> **Task goal**: From the listing that follows, extract every line and set it down unaltered.

######

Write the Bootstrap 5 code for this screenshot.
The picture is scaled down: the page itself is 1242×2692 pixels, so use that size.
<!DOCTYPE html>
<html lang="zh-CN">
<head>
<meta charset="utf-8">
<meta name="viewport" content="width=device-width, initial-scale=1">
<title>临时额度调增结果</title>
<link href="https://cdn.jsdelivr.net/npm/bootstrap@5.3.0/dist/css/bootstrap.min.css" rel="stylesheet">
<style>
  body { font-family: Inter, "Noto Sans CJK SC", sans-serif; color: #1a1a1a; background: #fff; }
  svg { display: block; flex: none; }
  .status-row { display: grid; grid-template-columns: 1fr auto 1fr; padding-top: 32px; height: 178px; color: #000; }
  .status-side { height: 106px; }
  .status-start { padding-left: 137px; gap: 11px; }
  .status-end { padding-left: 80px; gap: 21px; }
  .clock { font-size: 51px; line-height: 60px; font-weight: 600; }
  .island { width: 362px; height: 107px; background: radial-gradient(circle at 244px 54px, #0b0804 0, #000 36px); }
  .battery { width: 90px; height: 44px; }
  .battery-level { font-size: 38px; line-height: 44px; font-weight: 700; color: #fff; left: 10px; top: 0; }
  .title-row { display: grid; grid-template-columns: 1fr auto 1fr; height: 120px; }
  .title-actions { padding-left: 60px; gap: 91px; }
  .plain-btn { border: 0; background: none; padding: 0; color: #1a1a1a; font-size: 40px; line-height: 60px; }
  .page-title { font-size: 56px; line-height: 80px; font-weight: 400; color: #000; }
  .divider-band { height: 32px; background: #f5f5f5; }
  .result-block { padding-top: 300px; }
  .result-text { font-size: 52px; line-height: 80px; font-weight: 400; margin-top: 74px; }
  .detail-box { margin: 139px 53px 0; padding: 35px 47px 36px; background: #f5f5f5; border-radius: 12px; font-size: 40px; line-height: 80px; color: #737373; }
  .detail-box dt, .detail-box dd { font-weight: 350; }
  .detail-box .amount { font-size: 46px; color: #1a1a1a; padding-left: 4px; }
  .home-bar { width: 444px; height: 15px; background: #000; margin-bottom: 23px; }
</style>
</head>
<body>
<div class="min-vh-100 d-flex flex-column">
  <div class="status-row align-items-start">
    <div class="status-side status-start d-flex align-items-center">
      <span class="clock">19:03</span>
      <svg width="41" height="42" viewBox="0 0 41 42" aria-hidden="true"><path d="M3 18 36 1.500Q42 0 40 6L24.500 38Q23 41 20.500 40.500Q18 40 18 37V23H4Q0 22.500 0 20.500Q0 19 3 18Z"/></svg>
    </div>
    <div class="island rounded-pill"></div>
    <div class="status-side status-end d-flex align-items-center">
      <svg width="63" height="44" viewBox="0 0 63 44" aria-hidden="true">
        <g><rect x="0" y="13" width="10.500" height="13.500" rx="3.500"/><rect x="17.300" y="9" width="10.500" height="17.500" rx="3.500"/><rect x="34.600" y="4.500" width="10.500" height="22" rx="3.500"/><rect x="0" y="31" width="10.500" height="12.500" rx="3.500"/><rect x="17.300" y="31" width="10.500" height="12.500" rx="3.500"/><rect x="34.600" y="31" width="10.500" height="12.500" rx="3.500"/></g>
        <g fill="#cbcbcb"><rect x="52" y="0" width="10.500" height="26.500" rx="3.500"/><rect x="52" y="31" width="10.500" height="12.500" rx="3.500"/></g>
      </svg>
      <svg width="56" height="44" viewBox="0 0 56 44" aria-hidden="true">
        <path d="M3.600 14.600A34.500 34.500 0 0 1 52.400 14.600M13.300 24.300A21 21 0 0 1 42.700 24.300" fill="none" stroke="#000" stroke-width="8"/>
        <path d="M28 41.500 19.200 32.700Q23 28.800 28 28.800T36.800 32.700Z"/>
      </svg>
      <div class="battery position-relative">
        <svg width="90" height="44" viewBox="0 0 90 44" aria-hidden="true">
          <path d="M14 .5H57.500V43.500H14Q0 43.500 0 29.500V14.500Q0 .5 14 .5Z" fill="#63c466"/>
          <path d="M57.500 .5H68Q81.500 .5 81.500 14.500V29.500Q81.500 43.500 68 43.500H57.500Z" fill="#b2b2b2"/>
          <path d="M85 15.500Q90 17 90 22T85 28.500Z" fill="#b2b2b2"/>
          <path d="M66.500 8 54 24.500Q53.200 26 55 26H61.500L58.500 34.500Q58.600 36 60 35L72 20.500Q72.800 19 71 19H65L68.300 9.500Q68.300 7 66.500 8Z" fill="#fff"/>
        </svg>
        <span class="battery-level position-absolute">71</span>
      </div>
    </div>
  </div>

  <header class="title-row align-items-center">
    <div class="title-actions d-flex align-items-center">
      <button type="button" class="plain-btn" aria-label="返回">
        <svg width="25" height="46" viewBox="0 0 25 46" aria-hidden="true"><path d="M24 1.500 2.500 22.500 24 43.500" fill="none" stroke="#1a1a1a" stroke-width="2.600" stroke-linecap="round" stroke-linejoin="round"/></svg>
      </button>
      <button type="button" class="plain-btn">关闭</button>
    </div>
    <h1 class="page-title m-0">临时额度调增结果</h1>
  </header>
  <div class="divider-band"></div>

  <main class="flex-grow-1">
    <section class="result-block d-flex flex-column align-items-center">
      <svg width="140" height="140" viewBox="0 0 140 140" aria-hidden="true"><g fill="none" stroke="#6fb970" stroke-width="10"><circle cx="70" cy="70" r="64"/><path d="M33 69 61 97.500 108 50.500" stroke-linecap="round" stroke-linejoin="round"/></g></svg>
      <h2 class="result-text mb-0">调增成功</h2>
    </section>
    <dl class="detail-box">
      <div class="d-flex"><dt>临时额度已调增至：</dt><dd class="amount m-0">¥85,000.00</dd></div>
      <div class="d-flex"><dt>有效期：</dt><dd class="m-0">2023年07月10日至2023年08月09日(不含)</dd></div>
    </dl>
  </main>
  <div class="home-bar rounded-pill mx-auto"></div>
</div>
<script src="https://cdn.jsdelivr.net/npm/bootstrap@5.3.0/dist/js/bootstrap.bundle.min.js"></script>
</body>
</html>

######

> **Task response**:
Write the Bootstrap 5 code for this screenshot.
The picture is scaled down: the page itself is 1242×2692 pixels, so use that size.
<!DOCTYPE html>
<html lang="zh-CN">
<head>
<meta charset="utf-8">
<meta name="viewport" content="width=device-width, initial-scale=1">
<title>临时额度调增结果</title>
<link href="https://cdn.jsdelivr.net/npm/bootstrap@5.3.0/dist/css/bootstrap.min.css" rel="stylesheet">
<style>
  body { font-family: Inter, "Noto Sans CJK SC", sans-serif; color: #1a1a1a; background: #fff; }
  svg { display: block; flex: none; }
  .status-row { display: grid; grid-template-columns: 1fr auto 1fr; padding-top: 32px; height: 178px; color: #000; }
  .status-side { height: 106px; }
  .status-start { padding-left: 137px; gap: 11px; }
  .status-end { padding-left: 80px; gap: 21px; }
  .clock { font-size: 51px; line-height: 60px; font-weight: 600; }
  .island { width: 362px; height: 107px; background: radial-gradient(circle at 244px 54px, #0b0804 0, #000 36px); }
  .battery { width: 90px; height: 44px; }
  .battery-level { font-size: 38px; line-height: 44px; font-weight: 700; color: #fff; left: 10px; top: 0; }
  .title-row { display: grid; grid-template-columns: 1fr auto 1fr; height: 120px; }
  .title-actions { padding-left: 60px; gap: 91px; }
  .plain-btn { border: 0; background: none; padding: 0; color: #1a1a1a; font-size: 40px; line-height: 60px; }
  .page-title { font-size: 56px; line-height: 80px; font-weight: 400; color: #000; }
  .divider-band { height: 32px; background: #f5f5f5; }
  .result-block { padding-top: 300px; }
  .result-text { font-size: 52px; line-height: 80px; font-weight: 400; margin-top: 74px; }
  .detail-box { margin: 139px 53px 0; padding: 35px 47px 36px; background: #f5f5f5; border-radius: 12px; font-size: 40px; line-height: 80px; color: #737373; }
  .detail-box dt, .detail-box dd { font-weight: 350; }
  .detail-box .amount { font-size: 46px; color: #1a1a1a; padding-left: 4px; }
  .home-bar { width: 444px; height: 15px; background: #000; margin-bottom: 23px; }
</style>
</head>
<body>
<div class="min-vh-100 d-flex flex-column">
  <div class="status-row align-items-start">
    <div class="status-side status-start d-flex align-items-center">
      <span class="clock">19:03</span>
      <svg width="41" height="42" viewBox="0 0 41 42" aria-hidden="true"><path d="M3 18 36 1.500Q42 0 40 6L24.500 38Q23 41 20.500 40.500Q18 40 18 37V23H4Q0 22.500 0 20.500Q0 19 3 18Z"/></svg>
    </div>
    <div class="island rounded-pill"></div>
    <div class="status-side status-end d-flex align-items-center">
      <svg width="63" height="44" viewBox="0 0 63 44" aria-hidden="true">
        <g><rect x="0" y="13" width="10.500" height="13.500" rx="3.500"/><rect x="17.300" y="9" width="10.500" height="17.500" rx="3.500"/><rect x="34.600" y="4.500" width="10.500" height="22" rx="3.500"/><rect x="0" y="31" width="10.500" height="12.500" rx="3.500"/><rect x="17.300" y="31" width="10.500" height="12.500" rx="3.500"/><rect x="34.600" y="31" width="10.500" height="12.500" rx="3.500"/></g>
        <g fill="#cbcbcb"><rect x="52" y="0" width="10.500" height="26.500" rx="3.500"/><rect x="52" y="31" width="10.500" height="12.500" rx="3.500"/></g>
      </svg>
      <svg width="56" height="44" viewBox="0 0 56 44" aria-hidden="true">
        <path d="M3.600 14.600A34.500 34.500 0 0 1 52.400 14.600M13.300 24.300A21 21 0 0 1 42.700 24.300" fill="none" stroke="#000" stroke-width="8"/>
        <path d="M28 41.500 19.200 32.700Q23 28.800 28 28.800T36.800 32.700Z"/>
      </svg>
      <div class="battery position-relative">
        <svg width="90" height="44" viewBox="0 0 90 44" aria-hidden="true">
          <path d="M14 .5H57.500V43.500H14Q0 43.500 0 29.500V14.500Q0 .5 14 .5Z" fill="#63c466"/>
          <path d="M57.500 .5H68Q81.500 .5 81.500 14.500V29.500Q81.500 43.500 68 43.500H57.500Z" fill="#b2b2b2"/>
          <path d="M85 15.500Q90 17 90 22T85 28.500Z" fill="#b2b2b2"/>
          <path d="M66.500 8 54 24.500Q53.200 26 55 26H61.500L58.500 34.500Q58.600 36 60 35L72 20.500Q72.800 19 71 19H65L68.300 9.500Q68.300 7 66.500 8Z" fill="#fff"/>
        </svg>
        <span class="battery-level position-absolute">71</span>
      </div>
    </div>
  </div>

  <header class="title-row align-items-center">
    <div class="title-actions d-flex align-items-center">
      <button type="button" class="plain-btn" aria-label="返回">
        <svg width="25" height="46" viewBox="0 0 25 46" aria-hidden="true"><path d="M24 1.500 2.500 22.500 24 43.500" fill="none" stroke="#1a1a1a" stroke-width="2.600" stroke-linecap="round" stroke-linejoin="round"/></svg>
      </button>
      <button type="button" class="plain-btn">关闭</button>
    </div>
    <h1 class="page-title m-0">临时额度调增结果</h1>
  </header>
  <div class="divider-band"></div>

  <main class="flex-grow-1">
    <section class="result-block d-flex flex-column align-items-center">
      <svg width="140" height="140" viewBox="0 0 140 140" aria-hidden="true"><g fill="none" stroke="#6fb970" stroke-width="10"><circle cx="70" cy="70" r="64"/><path d="M33 69 61 97.500 108 50.500" stroke-linecap="round" stroke-linejoin="round"/></g></svg>
      <h2 class="result-text mb-0">调增成功</h2>
    </section>
    <dl class="detail-box">
      <div class="d-flex"><dt>临时额度已调增至：</dt><dd class="amount m-0">¥85,000.00</dd></div>
      <div class="d-flex"><dt>有效期：</dt><dd class="m-0">2023年07月10日至2023年08月09日(不含)</dd></div>
    </dl>
  </main>
  <div class="home-bar rounded-pill mx-auto"></div>
</div>
<script src="https://cdn.jsdelivr.net/npm/bootstrap@5.3.0/dist/js/bootstrap.bundle.min.js"></script>
</body>
</html>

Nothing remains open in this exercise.